Le logiciel de Talentpilot établit la liste des compétences techniques et comportementales jugées nécessaires pour chaque poste, une fois que l’employeur a défini le profil recherché. Par exemple, pour un « rédacteur senior », l’IA suggère « compétences rédactionnelles et éditoriales », « idées et gestion de contenu » avec pour chaque critère des questions adaptées, modifiables par la suite.

Deux ou trois questions de relance ou de précision sont également proposées.

De son côté, Alex déclare « se concentrer sur la création d’un cadre confortable pour permettre aux candidats de mettre en valeur leurs qualités, tout en recueillant les informations nécessaires à notre équipe pour prendre des décisions éclairées ».

« Mon rôle est de réaliser ces premiers entretiens de présélection afin d’aider candidats et recruteurs à déterminer s’il y a une bonne adéquation des deux côtés », explique-t-elle lorsque je l’interroge sur son rôle durant mon entretien.

Parker redoute toutefois que le logiciel ne soit « contournable », avec des candidats eux-mêmes utilisant l’IA pour générer en temps réel des réponses qui leur permettraient à tort d’obtenir de meilleurs scores.

David Morel, fondateur et président de Tiger Recruitment, estime également que ce type d’outils néglige la dimension humaine, essentielle en entretien.

« Le but, c’est d’aller au cœur de la personnalité du candidat, de voir comment il réagit », précise-t-il. « Avec l’IA, il faut être prudent, sinon on risque de choisir les mauvais profils. »

Le logiciel Talentpilots en est encore à ses débuts et même Zrubecky admet que l’IA manque d’intuition et doit compléter le processus de recrutement, et non le remplacer.

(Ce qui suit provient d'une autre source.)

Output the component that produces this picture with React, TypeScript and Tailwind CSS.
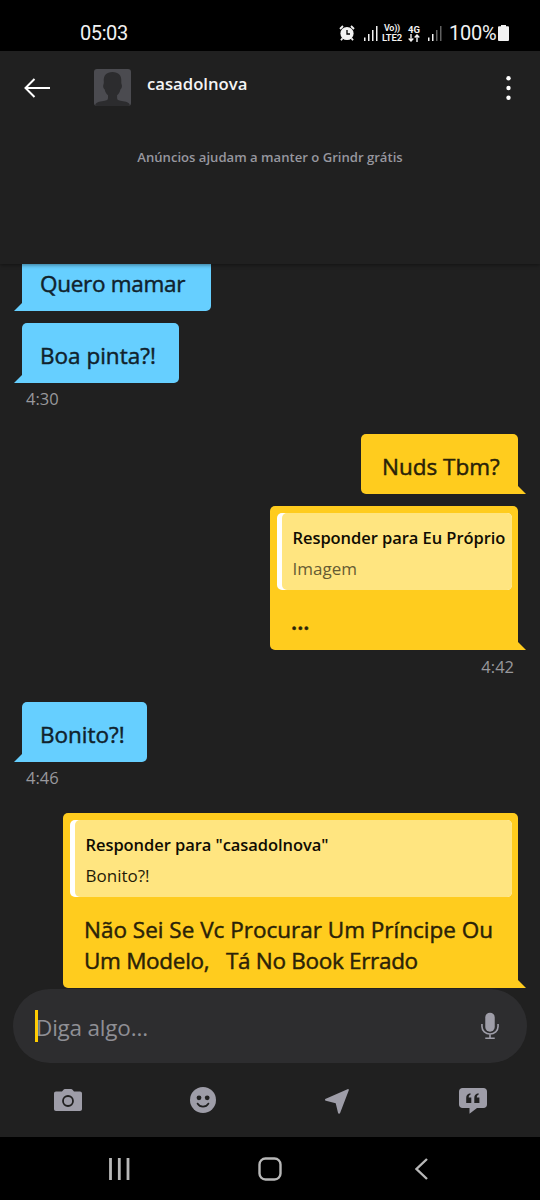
import React from 'react';
import { clsx } from 'clsx';

type Quote = { title: string; text: string; muted?: boolean };

type Line = { text: string; className?: string };

type BubbleProps = {
  lines: Line[];
  mine?: boolean;
  quote?: Quote;
  className: string;
  textClass: string;
};

const Bubble = ({ lines, mine, quote, className, textClass }: BubbleProps) => (
  <div
    className={clsx(
      'relative flex shrink-0 flex-col rounded-[5px]',
      mine ? 'self-end rounded-br-none bg-[#ffcc1e] text-[#2a2208]' : 'rounded-bl-none bg-[#66cfff] text-[#10222c]',
      className
    )}
  >
    {quote && (
      <div className="mt-[7px] mr-[6px] ml-[7px] h-[77px] shrink-0 rounded-[5px] bg-white pl-[5px]">
        <div className="h-full rounded-[5px] bg-[#ffe580] pt-[9px] pl-[10.5px] whitespace-nowrap">
          <p className="text-[16.5px] leading-[31px] font-semibold tracking-[-0.06px] text-[#0f0c02]">{quote.title}</p>
          <p className={clsx('text-[17px] leading-[31px]', quote.muted ? 'text-[#665b33]' : 'text-[#1f1a06]')}>
            {quote.text}
          </p>
        </div>
      </div>
    )}
    <div
      className={clsx(
        'text-[22.5px] leading-[31px] whitespace-pre [-webkit-text-stroke:0.45px_currentColor]',
        textClass
      )}
    >
      {lines.map((line) => (
        <p key={line.text} className={line.className}>
          {line.text}
        </p>
      ))}
    </div>
    <svg className={clsx('absolute bottom-0 h-2 w-2', mine ? '-right-2' : '-left-2')} viewBox="0 0 8 8">
      {mine ? <path d="M0 0l8 8H0z" fill="#ffcc1e" /> : <path d="M8 0v8H0z" fill="#66cfff" />}
    </svg>
  </div>
);

const Time = ({ value, mine }: { value: string; mine?: boolean }) => (
  <p
    className={clsx(
      'h-[51px] shrink-0 text-[16.5px] leading-6 text-[#98989c]',
      mine ? 'self-end pt-[5px] pr-1' : 'pt-1 pl-1'
    )}
  >
    {value}
  </p>
);

const SignalBars = ({ weak }: { weak?: boolean }) => (
  <svg className="h-4 w-[15px] shrink-0" viewBox="0 0 15 16" fill="#f2f2f2">
    <path d="M1 12.500h1.500V16H1zM5 9h1.500v7H5z" />
    <path d="M9 5h1.500v11H9zM13 1h1.500v15H13z" opacity={weak ? 0.4 : 1} />
  </svg>
);

const StatusBar = () => (
  <div className="flex h-[51px] shrink-0 items-center bg-black pt-[15px] pl-20 font-[Roboto] text-[#f2f2f2]">
    <span className="w-[259px] shrink-0 text-[20px] leading-6 tracking-[-0.4px]">05:03</span>
    <svg className="h-4 w-4 shrink-0" viewBox="0 0 16 16" fill="none">
      <circle cx="8" cy="8.500" r="6.600" fill="#f2f2f2" />
      <path d="M1 4l3-3M15 4l-3-3M3.500 13.200L2 15.300M12.500 13.200l1.500 2.100" stroke="#f2f2f2" strokeWidth="1.800" />
      <path d="M8 5v4h3" stroke="#000" strokeWidth="1.300" />
    </svg>
    <div className="ml-2">
      <SignalBars />
    </div>
    <div className="ml-1 w-[21px] shrink-0 text-[9px] leading-[9px] font-semibold whitespace-nowrap">
      <p className="pl-[2px] tracking-[-0.3px]">Vo))</p>
      <p className="text-[9.5px] tracking-[-0.2px]">LTE2</p>
    </div>
    <div className="ml-[3px] flex w-4 shrink-0 flex-col items-center text-[9.5px] leading-[9px] font-bold">
      <span>4G</span>
      <svg className="h-2 w-3" viewBox="0 0 12 8" fill="none" stroke="#f2f2f2" strokeWidth="1.400">
        <path d="M3 0v7M.7 4.500L3 7l2.300-2.500M9 8V1M6.700 3.500L9 1l2.300 2.500" />
      </svg>
    </div>
    <div className="ml-[5px]">
      <SignalBars weak />
    </div>
    <span className="ml-[7px] w-[49px] shrink-0 text-[20px] leading-6 tracking-[-0.2px]">100%</span>
    <svg className="h-4 w-[11px] shrink-0" viewBox="0 0 11 16" fill="#f2f2f2">
      <path d="M3 0h5v1.300h1.800c.7 0 1.200.5 1.200 1.200v12.200c0 .8-.5 1.300-1.200 1.300H1.200C.5 16 0 15.500 0 14.700V2.500c0-.7.5-1.200 1.200-1.200H3z" />
    </svg>
  </div>
);

const Header = () => (
  <header className="relative z-10 h-[213px] shrink-0 bg-[#202020] shadow-[0_1px_4px_rgba(0,0,0,0.45)]">
    <div className="flex h-[74px] items-center">
      <svg className="ml-6 h-5 w-[26px]" viewBox="0 0 26 20" fill="none" stroke="#fff" strokeWidth="2">
        <path d="M26 10H1.500M10.500 1L1.500 10l9 9" />
      </svg>
      <svg className="mb-[2px] ml-11 h-[37px] w-[37px] rounded-[3px]" viewBox="0 0 37 37">
        <rect width="37" height="37" fill="#4b4b50" />
        <path
          d="M18.500 3c6 0 9.300 3.500 8.800 9.500-.1 1.200 0 2 .3 2.700.8 1.800.2 4.300-1.200 5.300-.6 3-1.800 4.700-3.300 5.800v3c0 2 2 2.500 6 3 4.500.5 6.500 1.700 7 4.700H1c.5-3 2.500-4.200 7-4.700 4-.5 6-1 6-3v-3c-1.500-1.100-2.700-2.800-3.300-5.800-1.400-1-2-3.500-1.200-5.300.3-.7.400-1.500.3-2.700C9.200 6.500 12.500 3 18.500 3z"
          fill="#2c2c2e"
        />
      </svg>
      <h1 className="ml-4 pb-2 text-[16.7px] font-semibold text-[#f4f4f4]">casadolnova</h1>
      <svg className="mr-[29px] ml-auto h-6 w-[5px]" viewBox="0 0 5 24" fill="#fff">
        <circle cx="2.500" cy="2.200" r="2.200" />
        <circle cx="2.500" cy="12" r="2.200" />
        <circle cx="2.500" cy="21.800" r="2.200" />
      </svg>
    </div>
    <p className="pt-[22px] text-center text-[13.1px] leading-5 font-semibold text-[#97979f]">
      Anúncios ajudam a manter o Grindr grátis
    </p>
  </header>
);

const Composer = () => (
  <div className="mx-[13px] mt-px flex h-[74px] shrink-0 items-center rounded-full bg-[#2d2d2f]">
    <span className="ml-[22px] h-8 w-[3px] bg-[#ffcc00]" />
    <span className="-ml-0.5 pt-[3px] text-[22.5px] leading-8 tracking-[-0.2px] text-[#8f8f95]">Diga algo...</span>
    <svg className="mr-[28px] ml-auto h-7 w-[18px]" viewBox="0 0 19 28" fill="none" stroke="#9e9da8" strokeWidth="1.700">
      <rect x="4.500" y="0" width="10" height="20" rx="5" fill="#9e9da8" stroke="none" />
      <path d="M1 12v2.500a8.500 8 0 0 0 17 0V12M9.500 22.500v4.500M4.500 27h10" />
    </svg>
  </div>
);

const Toolbar = () => (
  <div className="grid h-[74px] shrink-0 grid-cols-4 place-items-center text-[#9e9da8]">
    <svg className="h-[22px] w-7" viewBox="0 0 28 22" fill="none">
      <path
        d="M8 2.500L9.500.700C9.800.300 10.300 0 11 0h6c.7 0 1.200.3 1.500.7L20 2.500h6c1.200 0 2 .8 2 2V20c0 1.200-.8 2-2 2H2c-1.200 0-2-.8-2-2V4.500c0-1.200.8-2 2-2z"
        fill="currentColor"
      />
      <circle cx="14" cy="12" r="5" stroke="#202020" strokeWidth="1.800" />
    </svg>
    <svg className="h-[26px] w-[26px]" viewBox="0 0 26 26" fill="none">
      <circle cx="13" cy="13" r="13" fill="currentColor" />
      <circle cx="9" cy="10.800" r="2.400" fill="#202020" />
      <circle cx="17.200" cy="10.800" r="2.400" fill="#202020" />
      <path d="M7.500 16.500c2.500 4.200 8.500 4.200 11 0" stroke="#202020" strokeWidth="1.600" strokeLinecap="round" />
    </svg>
    <svg className="mt-[2px] mr-[2px] h-[25px] w-6" viewBox="0 0 24 25" fill="currentColor">
      <path d="M22.500.200c1-.4 1.600.2 1.200 1.200L15.200 23.800c-.5 1.300-2 1.100-2.200-.1L10.700 14.200.900 11.800c-1.200-.3-1.200-1.600-.1-2z" />
    </svg>
    <svg className="mt-[2px] h-[26px] w-7" viewBox="0 0 28 26" fill="none">
      <path
        d="M3.500 0h21C26.500 0 28 1.500 28 3.500v13c0 2-1.500 3.500-3.500 3.500H18l-7.500 5.800V20h-7C1.500 20 0 18.500 0 16.500v-13C0 1.500 1.500 0 3.500 0z"
        fill="currentColor"
      />
      <path
        d="M7.200 15V9.800C7.200 7.300 8.700 5.600 11.500 5.300v1.500c-1.200.3-1.800 1.200-1.800 2.800h2.600V15zM15.300 15V9.800c0-2.500 1.500-4.200 4.300-4.500v1.500c-1.200.3-1.800 1.200-1.800 2.800h2.600V15z"
        fill="#202020"
      />
    </svg>
  </div>
);

const NavBar = () => (
  <div className="flex h-[63px] shrink-0 items-center bg-black pl-[109px] text-[#b8b8b8]">
    <svg className="h-[22px] w-[21px]" viewBox="0 0 21 22" fill="none" stroke="currentColor" strokeWidth="2.800">
      <path d="M1.500 0v22M10.300 0v22M19 0v22" />
    </svg>
    <svg className="ml-[128px] h-6 w-6" viewBox="0 0 24 24" fill="none" stroke="currentColor" strokeWidth="2.400">
      <rect x="1.500" y="1.500" width="21" height="21" rx="6" />
    </svg>
    <svg className="ml-[133px] h-[22px] w-[13px]" viewBox="0 0 13 22" fill="none" stroke="currentColor" strokeWidth="2.400">
      <path d="M12 1L1.500 11 12 21" />
    </svg>
  </div>
);

export default function App() {
  return (
    <div className="flex h-[1200px] w-[540px] flex-col overflow-hidden bg-[#202020] font-['Open_Sans','Noto_Sans',sans-serif]">
      <StatusBar />
      <Header />
      <main className="flex h-[724px] shrink-0 flex-col items-start px-[22px]">
        <Bubble
          lines={[{ text: 'Quero mamar', className: 'tracking-[-0.3px]' }]}
          className="h-[47px] w-[189px] rounded-t-none"
          textClass="pt-[4px] pl-[18px]"
        />
        <Bubble lines={[{ text: 'Boa pinta?!' }]} className="mt-3 h-[60px] w-[157px]" textClass="pt-[17px] pl-[18px]" />
        <Time value="4:30" />
        <Bubble mine lines={[{ text: 'Nuds Tbm?' }]} className="h-[60px] w-[157px]" textClass="pt-[17px] pl-[21px]" />
        <Bubble
          mine
          quote={{ title: 'Responder para Eu Próprio', text: 'Imagem', muted: true }}
          lines={[{ text: '...', className: 'font-semibold' }]}
          className="mt-3 h-[144px] w-[248px]"
          textClass="pt-[16px] pl-[21px]"
        />
        <Time mine value="4:42" />
        <Bubble lines={[{ text: 'Bonito?!' }]} className="mt-px h-[60px] w-[125px]" textClass="pt-[17px] pl-[18px]" />
        <Time value="4:46" />
        <Bubble
          mine
          quote={{ title: 'Responder para "casadolnova"', text: 'Bonito?!' }}
          lines={[
            { text: 'Não Sei Se Vc Procurar Um Príncipe Ou' },
            { text: 'Um Modelo,   Tá No Book Errado', className: 'tracking-[-0.3px]' },
          ]}
          className="h-[175px] w-[455px]"
          textClass="pt-[17px] pl-[21px]"
        />
      </main>
      <Composer />
      <Toolbar />
      <NavBar />
    </div>
  );
}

Il soutient cependant que son outil apprend rapidement à détecter les signaux humains, et sera bientôt capable de déterminer si un candidat est non seulement qualifié, mais également adapté à la culture d’une entreprise.

Le projet de loi sur les droits des travailleurs porté par les travaillistes risque de rendre plus difficile et coûteux le licenciement de salariés, ce qui va rendre le bon recrutement encore plus crucial.

Alex, et d’autres IA de son genre, pourraient bien devenir la première ligne de défense.